■ COLLECTED DATA ■
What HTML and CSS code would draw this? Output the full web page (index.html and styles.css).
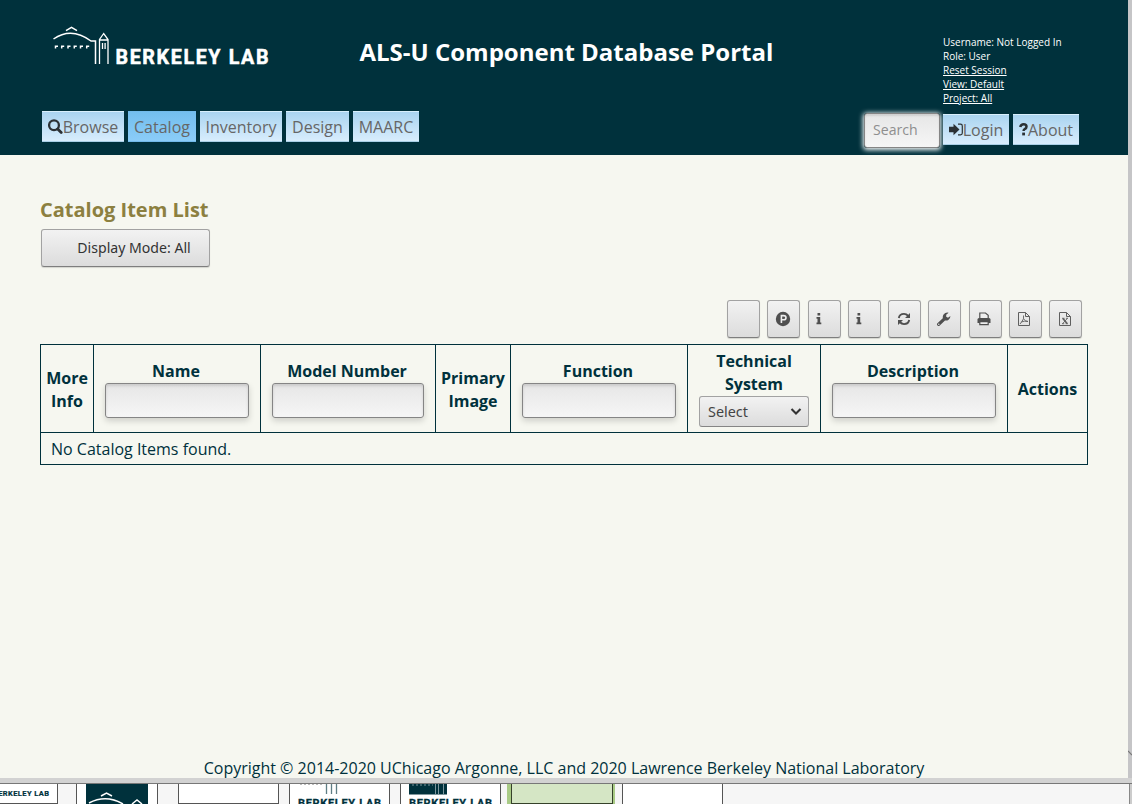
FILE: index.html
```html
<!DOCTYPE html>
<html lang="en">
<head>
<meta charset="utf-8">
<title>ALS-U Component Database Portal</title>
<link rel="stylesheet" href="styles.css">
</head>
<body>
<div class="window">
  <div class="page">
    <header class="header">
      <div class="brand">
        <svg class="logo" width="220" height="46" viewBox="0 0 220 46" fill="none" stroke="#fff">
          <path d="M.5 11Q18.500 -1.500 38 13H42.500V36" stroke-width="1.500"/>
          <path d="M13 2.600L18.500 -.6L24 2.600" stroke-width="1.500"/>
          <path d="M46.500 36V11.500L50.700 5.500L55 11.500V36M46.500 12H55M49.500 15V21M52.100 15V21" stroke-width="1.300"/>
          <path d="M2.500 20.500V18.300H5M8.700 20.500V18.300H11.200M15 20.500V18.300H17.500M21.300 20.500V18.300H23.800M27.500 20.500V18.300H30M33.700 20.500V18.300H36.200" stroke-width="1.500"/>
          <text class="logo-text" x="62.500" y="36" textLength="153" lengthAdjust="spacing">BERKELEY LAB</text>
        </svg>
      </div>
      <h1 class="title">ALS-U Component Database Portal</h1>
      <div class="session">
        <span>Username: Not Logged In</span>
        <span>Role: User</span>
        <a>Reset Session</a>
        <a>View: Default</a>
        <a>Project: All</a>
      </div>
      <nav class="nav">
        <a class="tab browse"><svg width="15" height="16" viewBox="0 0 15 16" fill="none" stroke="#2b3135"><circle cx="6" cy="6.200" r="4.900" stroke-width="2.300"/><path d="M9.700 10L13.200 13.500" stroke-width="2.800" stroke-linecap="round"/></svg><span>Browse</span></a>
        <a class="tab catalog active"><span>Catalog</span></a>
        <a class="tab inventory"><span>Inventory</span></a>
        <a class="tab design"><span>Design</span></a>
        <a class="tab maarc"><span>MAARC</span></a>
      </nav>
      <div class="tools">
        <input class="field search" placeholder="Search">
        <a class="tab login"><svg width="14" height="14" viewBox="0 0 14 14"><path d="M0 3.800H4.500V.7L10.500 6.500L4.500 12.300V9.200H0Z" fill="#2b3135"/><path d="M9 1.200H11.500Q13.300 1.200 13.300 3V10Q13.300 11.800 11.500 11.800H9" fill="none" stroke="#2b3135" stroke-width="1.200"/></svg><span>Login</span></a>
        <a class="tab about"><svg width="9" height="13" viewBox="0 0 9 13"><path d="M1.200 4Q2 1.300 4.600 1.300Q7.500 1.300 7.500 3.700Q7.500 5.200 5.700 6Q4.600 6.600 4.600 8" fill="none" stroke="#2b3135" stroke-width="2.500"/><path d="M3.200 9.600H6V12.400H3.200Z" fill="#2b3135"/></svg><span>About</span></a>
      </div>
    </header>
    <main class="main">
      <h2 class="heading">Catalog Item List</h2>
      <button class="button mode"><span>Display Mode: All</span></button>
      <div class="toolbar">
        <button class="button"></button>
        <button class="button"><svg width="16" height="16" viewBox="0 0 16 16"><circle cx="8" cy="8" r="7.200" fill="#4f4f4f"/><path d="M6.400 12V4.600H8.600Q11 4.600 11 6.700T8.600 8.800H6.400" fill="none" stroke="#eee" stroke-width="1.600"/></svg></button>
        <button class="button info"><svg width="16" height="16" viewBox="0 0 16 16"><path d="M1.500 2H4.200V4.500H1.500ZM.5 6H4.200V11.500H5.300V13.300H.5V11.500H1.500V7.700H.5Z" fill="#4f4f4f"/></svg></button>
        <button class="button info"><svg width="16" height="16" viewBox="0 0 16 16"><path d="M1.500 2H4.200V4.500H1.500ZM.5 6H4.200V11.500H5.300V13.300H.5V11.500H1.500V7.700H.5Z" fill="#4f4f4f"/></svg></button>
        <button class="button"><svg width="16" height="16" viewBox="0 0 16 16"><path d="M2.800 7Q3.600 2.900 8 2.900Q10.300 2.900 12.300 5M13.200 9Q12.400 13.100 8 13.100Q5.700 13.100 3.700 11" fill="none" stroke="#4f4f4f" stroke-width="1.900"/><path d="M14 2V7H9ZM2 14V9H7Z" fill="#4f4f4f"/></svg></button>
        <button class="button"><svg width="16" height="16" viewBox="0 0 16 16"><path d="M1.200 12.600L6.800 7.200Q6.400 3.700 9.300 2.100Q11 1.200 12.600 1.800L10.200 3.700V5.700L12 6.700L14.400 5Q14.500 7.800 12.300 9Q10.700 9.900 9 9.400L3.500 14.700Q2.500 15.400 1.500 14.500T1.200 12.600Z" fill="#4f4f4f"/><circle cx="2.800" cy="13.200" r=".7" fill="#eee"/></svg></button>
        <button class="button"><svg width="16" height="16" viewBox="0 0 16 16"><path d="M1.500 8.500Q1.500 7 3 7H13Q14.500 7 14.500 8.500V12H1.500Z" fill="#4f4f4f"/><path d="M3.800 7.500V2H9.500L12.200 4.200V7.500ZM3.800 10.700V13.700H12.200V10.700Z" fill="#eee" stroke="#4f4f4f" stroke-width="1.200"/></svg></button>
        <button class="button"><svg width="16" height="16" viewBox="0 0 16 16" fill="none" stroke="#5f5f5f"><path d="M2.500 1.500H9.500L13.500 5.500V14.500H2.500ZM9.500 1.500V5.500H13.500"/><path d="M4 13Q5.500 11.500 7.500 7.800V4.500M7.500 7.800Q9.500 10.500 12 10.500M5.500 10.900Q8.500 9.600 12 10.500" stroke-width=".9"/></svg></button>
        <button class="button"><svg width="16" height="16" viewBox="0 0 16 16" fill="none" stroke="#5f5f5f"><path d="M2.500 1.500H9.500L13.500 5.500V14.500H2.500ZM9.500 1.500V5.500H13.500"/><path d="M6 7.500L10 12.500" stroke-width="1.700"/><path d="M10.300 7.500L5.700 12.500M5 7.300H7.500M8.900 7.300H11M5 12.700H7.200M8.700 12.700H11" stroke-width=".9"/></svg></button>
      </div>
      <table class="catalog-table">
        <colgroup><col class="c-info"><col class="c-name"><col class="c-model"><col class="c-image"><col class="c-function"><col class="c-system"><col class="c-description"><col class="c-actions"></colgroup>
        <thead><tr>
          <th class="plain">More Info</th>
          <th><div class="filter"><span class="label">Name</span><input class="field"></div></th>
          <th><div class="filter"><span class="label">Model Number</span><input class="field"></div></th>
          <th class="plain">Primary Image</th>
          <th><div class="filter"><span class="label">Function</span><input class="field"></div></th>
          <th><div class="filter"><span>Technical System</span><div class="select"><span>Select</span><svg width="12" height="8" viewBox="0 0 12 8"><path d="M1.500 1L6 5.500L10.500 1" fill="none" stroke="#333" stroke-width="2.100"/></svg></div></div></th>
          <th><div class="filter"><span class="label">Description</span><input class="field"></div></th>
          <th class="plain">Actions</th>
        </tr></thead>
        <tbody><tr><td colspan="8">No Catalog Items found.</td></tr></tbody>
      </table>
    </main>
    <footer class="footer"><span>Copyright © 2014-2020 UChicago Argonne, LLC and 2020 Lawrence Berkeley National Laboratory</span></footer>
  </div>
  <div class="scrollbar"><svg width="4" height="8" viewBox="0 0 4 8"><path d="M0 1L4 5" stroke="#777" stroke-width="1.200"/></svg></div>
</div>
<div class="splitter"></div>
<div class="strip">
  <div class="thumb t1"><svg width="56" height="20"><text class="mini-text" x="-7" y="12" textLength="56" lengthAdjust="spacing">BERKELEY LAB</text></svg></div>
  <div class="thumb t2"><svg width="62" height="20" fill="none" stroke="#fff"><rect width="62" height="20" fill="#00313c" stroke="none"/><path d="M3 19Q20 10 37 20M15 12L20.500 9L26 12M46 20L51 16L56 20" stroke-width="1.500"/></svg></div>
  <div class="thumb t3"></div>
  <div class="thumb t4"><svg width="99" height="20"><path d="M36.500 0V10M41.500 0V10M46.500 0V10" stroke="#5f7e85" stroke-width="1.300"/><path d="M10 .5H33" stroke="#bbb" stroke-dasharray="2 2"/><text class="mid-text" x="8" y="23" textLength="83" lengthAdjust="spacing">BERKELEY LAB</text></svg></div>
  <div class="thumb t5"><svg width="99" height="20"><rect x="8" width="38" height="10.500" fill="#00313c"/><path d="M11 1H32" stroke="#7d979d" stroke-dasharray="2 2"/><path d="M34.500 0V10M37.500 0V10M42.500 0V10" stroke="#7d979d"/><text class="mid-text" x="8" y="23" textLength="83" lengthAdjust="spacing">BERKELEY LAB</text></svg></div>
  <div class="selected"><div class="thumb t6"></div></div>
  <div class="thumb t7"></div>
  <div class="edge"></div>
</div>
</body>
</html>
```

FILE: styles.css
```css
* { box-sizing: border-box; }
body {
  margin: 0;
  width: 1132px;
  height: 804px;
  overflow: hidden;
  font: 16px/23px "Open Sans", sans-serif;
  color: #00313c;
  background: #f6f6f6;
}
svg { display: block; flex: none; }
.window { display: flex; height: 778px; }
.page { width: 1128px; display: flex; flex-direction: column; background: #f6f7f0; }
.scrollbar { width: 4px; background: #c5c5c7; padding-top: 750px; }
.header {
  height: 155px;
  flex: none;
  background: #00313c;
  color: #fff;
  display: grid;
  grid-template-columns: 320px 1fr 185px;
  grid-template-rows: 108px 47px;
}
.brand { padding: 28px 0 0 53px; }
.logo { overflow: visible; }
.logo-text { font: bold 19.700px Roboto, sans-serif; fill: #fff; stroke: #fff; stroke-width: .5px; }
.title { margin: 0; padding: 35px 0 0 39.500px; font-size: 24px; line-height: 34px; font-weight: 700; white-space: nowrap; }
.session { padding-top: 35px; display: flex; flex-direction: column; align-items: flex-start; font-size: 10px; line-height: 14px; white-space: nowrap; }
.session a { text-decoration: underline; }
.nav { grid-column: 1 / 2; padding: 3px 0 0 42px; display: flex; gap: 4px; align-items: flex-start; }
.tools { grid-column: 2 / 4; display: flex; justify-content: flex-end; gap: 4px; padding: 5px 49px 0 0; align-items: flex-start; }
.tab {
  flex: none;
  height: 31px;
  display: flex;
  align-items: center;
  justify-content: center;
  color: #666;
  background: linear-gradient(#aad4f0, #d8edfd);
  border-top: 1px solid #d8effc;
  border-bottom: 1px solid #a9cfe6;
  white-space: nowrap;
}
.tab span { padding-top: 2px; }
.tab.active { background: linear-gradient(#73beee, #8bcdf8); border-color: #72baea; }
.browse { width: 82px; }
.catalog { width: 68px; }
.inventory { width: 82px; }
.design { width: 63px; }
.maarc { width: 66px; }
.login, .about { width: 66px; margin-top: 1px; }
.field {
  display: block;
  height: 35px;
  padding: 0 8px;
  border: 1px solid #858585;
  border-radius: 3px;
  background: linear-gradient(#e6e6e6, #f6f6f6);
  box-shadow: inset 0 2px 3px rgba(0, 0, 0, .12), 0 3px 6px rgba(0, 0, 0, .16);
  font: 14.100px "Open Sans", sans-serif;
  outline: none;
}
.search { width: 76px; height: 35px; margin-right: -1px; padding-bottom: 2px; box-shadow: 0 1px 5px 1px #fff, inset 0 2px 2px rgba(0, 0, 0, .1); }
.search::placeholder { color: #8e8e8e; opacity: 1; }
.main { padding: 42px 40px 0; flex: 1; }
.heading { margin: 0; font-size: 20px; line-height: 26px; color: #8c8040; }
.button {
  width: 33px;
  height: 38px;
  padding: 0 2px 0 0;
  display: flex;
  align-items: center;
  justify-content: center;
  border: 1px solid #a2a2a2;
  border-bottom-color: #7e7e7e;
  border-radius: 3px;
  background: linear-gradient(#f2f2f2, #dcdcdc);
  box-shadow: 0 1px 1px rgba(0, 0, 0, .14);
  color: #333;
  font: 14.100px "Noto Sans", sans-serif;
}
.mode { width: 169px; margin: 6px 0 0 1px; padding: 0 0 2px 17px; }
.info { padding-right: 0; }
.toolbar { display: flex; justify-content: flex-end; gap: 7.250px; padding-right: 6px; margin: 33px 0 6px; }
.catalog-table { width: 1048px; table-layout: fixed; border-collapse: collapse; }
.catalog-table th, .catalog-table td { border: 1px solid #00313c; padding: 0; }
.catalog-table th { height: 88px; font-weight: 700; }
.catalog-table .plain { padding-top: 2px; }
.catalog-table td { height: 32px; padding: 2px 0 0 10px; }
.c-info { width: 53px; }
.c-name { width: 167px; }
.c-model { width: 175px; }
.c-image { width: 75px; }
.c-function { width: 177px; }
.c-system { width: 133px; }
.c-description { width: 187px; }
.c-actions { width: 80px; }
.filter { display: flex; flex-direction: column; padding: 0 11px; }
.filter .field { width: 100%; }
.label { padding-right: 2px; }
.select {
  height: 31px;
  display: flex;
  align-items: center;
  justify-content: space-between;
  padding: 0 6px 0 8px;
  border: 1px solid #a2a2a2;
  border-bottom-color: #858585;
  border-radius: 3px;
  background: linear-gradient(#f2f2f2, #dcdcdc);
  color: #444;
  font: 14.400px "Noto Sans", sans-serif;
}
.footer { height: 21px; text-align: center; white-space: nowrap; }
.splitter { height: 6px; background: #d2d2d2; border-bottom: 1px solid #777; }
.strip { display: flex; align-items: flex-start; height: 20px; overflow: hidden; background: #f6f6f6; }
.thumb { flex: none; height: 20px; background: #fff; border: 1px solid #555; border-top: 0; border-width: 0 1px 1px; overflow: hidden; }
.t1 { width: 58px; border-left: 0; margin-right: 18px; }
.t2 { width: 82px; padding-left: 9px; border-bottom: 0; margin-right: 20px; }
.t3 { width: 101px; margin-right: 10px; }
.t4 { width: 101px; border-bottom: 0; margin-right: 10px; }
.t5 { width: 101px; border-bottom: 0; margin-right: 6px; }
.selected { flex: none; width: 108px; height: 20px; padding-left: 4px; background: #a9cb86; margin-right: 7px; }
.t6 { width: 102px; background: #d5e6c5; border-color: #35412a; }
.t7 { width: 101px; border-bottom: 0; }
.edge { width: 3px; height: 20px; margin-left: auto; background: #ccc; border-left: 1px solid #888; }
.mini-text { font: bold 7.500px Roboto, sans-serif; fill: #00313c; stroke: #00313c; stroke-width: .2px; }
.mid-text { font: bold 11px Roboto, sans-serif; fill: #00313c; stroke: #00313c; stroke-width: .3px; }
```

■ YOUR TASK ■
Tell how many lines include "styles". The number is the whole answer.

■ TASK RESULT ■
3